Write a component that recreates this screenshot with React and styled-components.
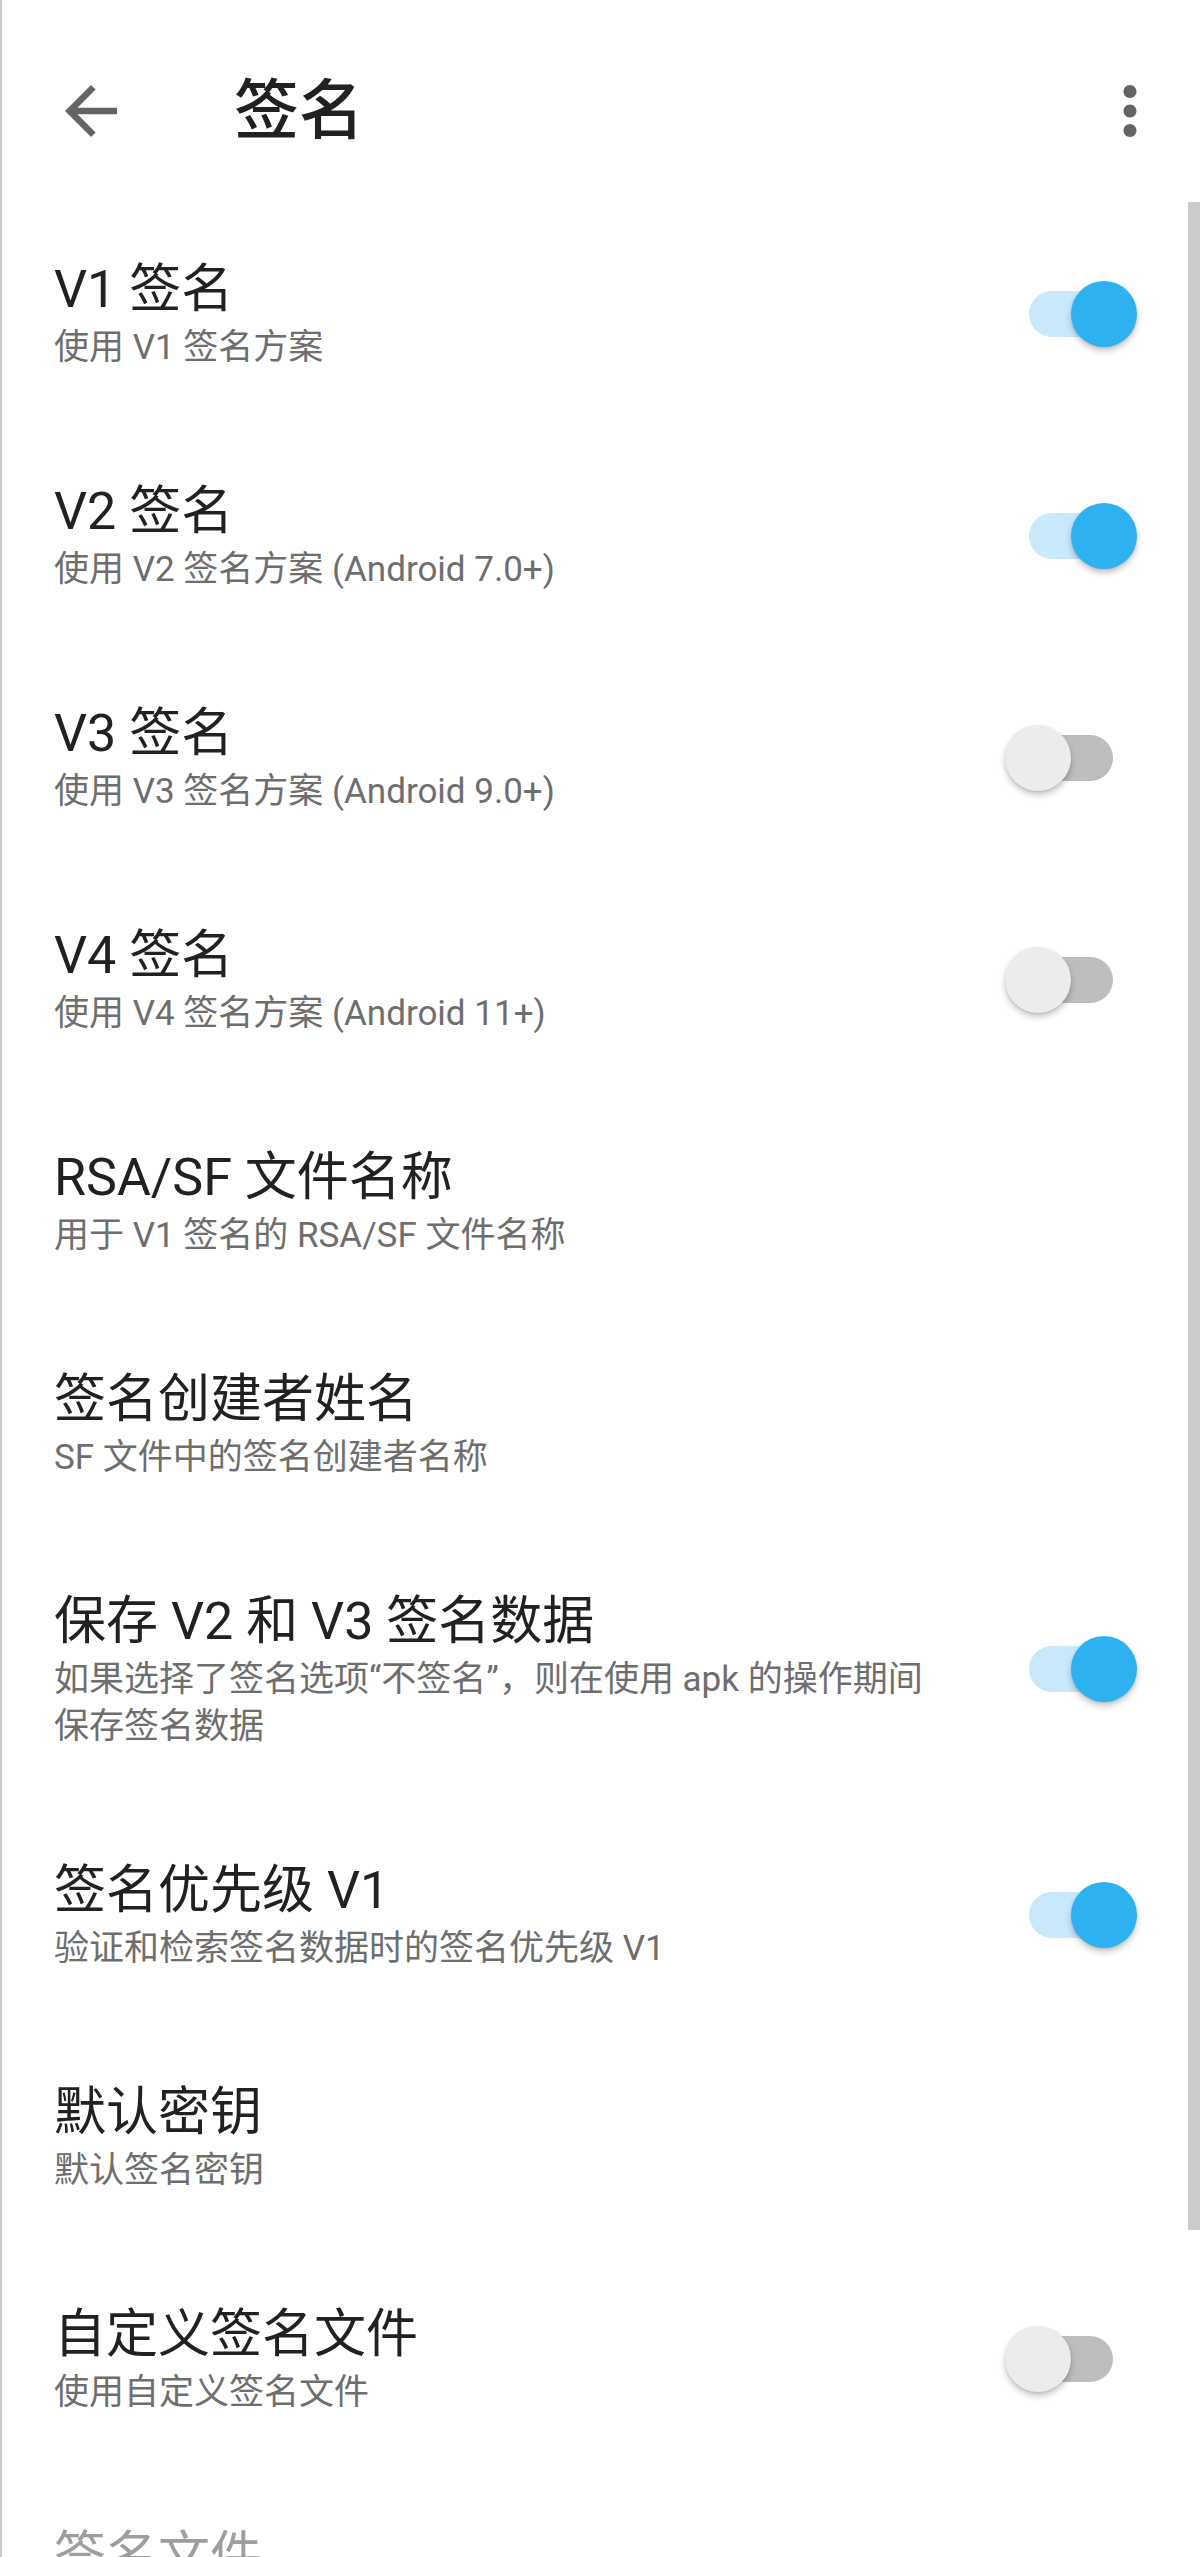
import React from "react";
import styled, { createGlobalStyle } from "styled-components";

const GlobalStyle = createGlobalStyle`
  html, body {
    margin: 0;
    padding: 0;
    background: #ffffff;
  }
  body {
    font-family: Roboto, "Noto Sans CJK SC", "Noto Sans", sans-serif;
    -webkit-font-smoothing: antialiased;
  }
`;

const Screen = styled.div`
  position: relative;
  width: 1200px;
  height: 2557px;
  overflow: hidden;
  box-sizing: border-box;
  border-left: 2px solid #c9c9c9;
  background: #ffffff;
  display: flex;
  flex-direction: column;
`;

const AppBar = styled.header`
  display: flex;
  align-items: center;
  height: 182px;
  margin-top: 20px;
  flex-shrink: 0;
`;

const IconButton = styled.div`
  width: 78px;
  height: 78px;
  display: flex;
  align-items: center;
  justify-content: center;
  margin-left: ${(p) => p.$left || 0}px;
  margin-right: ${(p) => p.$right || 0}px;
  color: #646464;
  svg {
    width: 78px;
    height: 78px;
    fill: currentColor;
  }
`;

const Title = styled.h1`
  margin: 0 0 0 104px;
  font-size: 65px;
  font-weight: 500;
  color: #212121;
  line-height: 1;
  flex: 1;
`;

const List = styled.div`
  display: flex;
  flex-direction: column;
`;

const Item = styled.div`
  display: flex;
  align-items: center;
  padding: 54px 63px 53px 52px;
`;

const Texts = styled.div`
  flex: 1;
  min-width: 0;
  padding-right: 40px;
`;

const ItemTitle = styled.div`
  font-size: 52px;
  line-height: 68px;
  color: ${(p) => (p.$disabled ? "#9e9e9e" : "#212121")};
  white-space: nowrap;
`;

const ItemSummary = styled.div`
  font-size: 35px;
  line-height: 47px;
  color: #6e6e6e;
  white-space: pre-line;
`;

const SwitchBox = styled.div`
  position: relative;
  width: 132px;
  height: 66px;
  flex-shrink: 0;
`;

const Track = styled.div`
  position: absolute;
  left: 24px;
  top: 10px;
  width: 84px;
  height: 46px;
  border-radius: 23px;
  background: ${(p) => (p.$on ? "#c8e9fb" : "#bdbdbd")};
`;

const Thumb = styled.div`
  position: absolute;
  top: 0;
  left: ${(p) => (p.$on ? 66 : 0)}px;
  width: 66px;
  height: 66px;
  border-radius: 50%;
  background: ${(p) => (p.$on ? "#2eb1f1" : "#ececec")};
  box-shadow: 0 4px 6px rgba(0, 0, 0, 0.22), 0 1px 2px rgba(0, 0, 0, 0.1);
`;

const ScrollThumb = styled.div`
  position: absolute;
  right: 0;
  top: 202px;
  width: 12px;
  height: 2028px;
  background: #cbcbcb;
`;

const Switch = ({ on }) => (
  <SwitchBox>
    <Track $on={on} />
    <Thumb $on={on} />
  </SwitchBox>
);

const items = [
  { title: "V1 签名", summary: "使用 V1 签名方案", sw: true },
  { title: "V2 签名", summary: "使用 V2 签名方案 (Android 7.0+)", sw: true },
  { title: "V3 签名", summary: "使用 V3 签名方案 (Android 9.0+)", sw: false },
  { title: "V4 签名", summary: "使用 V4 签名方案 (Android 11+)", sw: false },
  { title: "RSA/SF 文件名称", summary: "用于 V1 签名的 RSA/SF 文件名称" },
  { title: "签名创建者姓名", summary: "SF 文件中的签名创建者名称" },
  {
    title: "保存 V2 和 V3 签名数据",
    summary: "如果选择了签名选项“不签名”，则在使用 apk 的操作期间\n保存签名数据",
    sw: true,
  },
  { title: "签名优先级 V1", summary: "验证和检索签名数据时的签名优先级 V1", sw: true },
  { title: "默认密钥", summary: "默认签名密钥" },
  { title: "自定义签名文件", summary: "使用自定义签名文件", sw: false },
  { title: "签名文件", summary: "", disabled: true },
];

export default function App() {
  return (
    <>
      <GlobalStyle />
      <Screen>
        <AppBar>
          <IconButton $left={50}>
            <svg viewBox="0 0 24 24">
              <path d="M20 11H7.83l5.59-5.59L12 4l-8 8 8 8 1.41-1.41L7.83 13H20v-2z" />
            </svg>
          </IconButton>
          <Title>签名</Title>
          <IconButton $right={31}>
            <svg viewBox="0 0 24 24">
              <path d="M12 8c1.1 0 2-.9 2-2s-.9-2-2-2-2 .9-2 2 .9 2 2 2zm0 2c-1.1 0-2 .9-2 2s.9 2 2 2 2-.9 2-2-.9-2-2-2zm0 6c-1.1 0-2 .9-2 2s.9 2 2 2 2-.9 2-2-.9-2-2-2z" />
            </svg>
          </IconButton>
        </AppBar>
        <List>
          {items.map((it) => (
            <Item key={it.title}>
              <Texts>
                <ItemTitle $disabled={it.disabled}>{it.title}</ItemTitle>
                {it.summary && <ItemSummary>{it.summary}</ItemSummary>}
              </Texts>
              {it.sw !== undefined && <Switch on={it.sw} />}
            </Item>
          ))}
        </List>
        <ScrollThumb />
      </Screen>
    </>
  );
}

**********

Exercise prompt:
Your task is to repeat the data above exactly while excluding the pictures.

Problem solution:
Write a component that recreates this screenshot with React and styled-components.
import React from "react";
import styled, { createGlobalStyle } from "styled-components";

const GlobalStyle = createGlobalStyle`
  html, body {
    margin: 0;
    padding: 0;
    background: #ffffff;
  }
  body {
    font-family: Roboto, "Noto Sans CJK SC", "Noto Sans", sans-serif;
    -webkit-font-smoothing: antialiased;
  }
`;

const Screen = styled.div`
  position: relative;
  width: 1200px;
  height: 2557px;
  overflow: hidden;
  box-sizing: border-box;
  border-left: 2px solid #c9c9c9;
  background: #ffffff;
  display: flex;
  flex-direction: column;
`;

const AppBar = styled.header`
  display: flex;
  align-items: center;
  height: 182px;
  margin-top: 20px;
  flex-shrink: 0;
`;

const IconButton = styled.div`
  width: 78px;
  height: 78px;
  display: flex;
  align-items: center;
  justify-content: center;
  margin-left: ${(p) => p.$left || 0}px;
  margin-right: ${(p) => p.$right || 0}px;
  color: #646464;
  svg {
    width: 78px;
    height: 78px;
    fill: currentColor;
  }
`;

const Title = styled.h1`
  margin: 0 0 0 104px;
  font-size: 65px;
  font-weight: 500;
  color: #212121;
  line-height: 1;
  flex: 1;
`;

const List = styled.div`
  display: flex;
  flex-direction: column;
`;

const Item = styled.div`
  display: flex;
  align-items: center;
  padding: 54px 63px 53px 52px;
`;

const Texts = styled.div`
  flex: 1;
  min-width: 0;
  padding-right: 40px;
`;

const ItemTitle = styled.div`
  font-size: 52px;
  line-height: 68px;
  color: ${(p) => (p.$disabled ? "#9e9e9e" : "#212121")};
  white-space: nowrap;
`;

const ItemSummary = styled.div`
  font-size: 35px;
  line-height: 47px;
  color: #6e6e6e;
  white-space: pre-line;
`;

const SwitchBox = styled.div`
  position: relative;
  width: 132px;
  height: 66px;
  flex-shrink: 0;
`;

const Track = styled.div`
  position: absolute;
  left: 24px;
  top: 10px;
  width: 84px;
  height: 46px;
  border-radius: 23px;
  background: ${(p) => (p.$on ? "#c8e9fb" : "#bdbdbd")};
`;

const Thumb = styled.div`
  position: absolute;
  top: 0;
  left: ${(p) => (p.$on ? 66 : 0)}px;
  width: 66px;
  height: 66px;
  border-radius: 50%;
  background: ${(p) => (p.$on ? "#2eb1f1" : "#ececec")};
  box-shadow: 0 4px 6px rgba(0, 0, 0, 0.22), 0 1px 2px rgba(0, 0, 0, 0.1);
`;

const ScrollThumb = styled.div`
  position: absolute;
  right: 0;
  top: 202px;
  width: 12px;
  height: 2028px;
  background: #cbcbcb;
`;

const Switch = ({ on }) => (
  <SwitchBox>
    <Track $on={on} />
    <Thumb $on={on} />
  </SwitchBox>
);

const items = [
  { title: "V1 签名", summary: "使用 V1 签名方案", sw: true },
  { title: "V2 签名", summary: "使用 V2 签名方案 (Android 7.0+)", sw: true },
  { title: "V3 签名", summary: "使用 V3 签名方案 (Android 9.0+)", sw: false },
  { title: "V4 签名", summary: "使用 V4 签名方案 (Android 11+)", sw: false },
  { title: "RSA/SF 文件名称", summary: "用于 V1 签名的 RSA/SF 文件名称" },
  { title: "签名创建者姓名", summary: "SF 文件中的签名创建者名称" },
  {
    title: "保存 V2 和 V3 签名数据",
    summary: "如果选择了签名选项“不签名”，则在使用 apk 的操作期间\n保存签名数据",
    sw: true,
  },
  { title: "签名优先级 V1", summary: "验证和检索签名数据时的签名优先级 V1", sw: true },
  { title: "默认密钥", summary: "默认签名密钥" },
  { title: "自定义签名文件", summary: "使用自定义签名文件", sw: false },
  { title: "签名文件", summary: "", disabled: true },
];

export default function App() {
  return (
    <>
      <GlobalStyle />
      <Screen>
        <AppBar>
          <IconButton $left={50}>
            <svg viewBox="0 0 24 24">
              <path d="M20 11H7.83l5.59-5.59L12 4l-8 8 8 8 1.41-1.41L7.83 13H20v-2z" />
            </svg>
          </IconButton>
          <Title>签名</Title>
          <IconButton $right={31}>
            <svg viewBox="0 0 24 24">
              <path d="M12 8c1.1 0 2-.9 2-2s-.9-2-2-2-2 .9-2 2 .9 2 2 2zm0 2c-1.1 0-2 .9-2 2s.9 2 2 2 2-.9 2-2-.9-2-2-2zm0 6c-1.1 0-2 .9-2 2s.9 2 2 2 2-.9 2-2-.9-2-2-2z" />
            </svg>
          </IconButton>
        </AppBar>
        <List>
          {items.map((it) => (
            <Item key={it.title}>
              <Texts>
                <ItemTitle $disabled={it.disabled}>{it.title}</ItemTitle>
                {it.summary && <ItemSummary>{it.summary}</ItemSummary>}
              </Texts>
              {it.sw !== undefined && <Switch on={it.sw} />}
            </Item>
          ))}
        </List>
        <ScrollThumb />
      </Screen>
    </>
  );
}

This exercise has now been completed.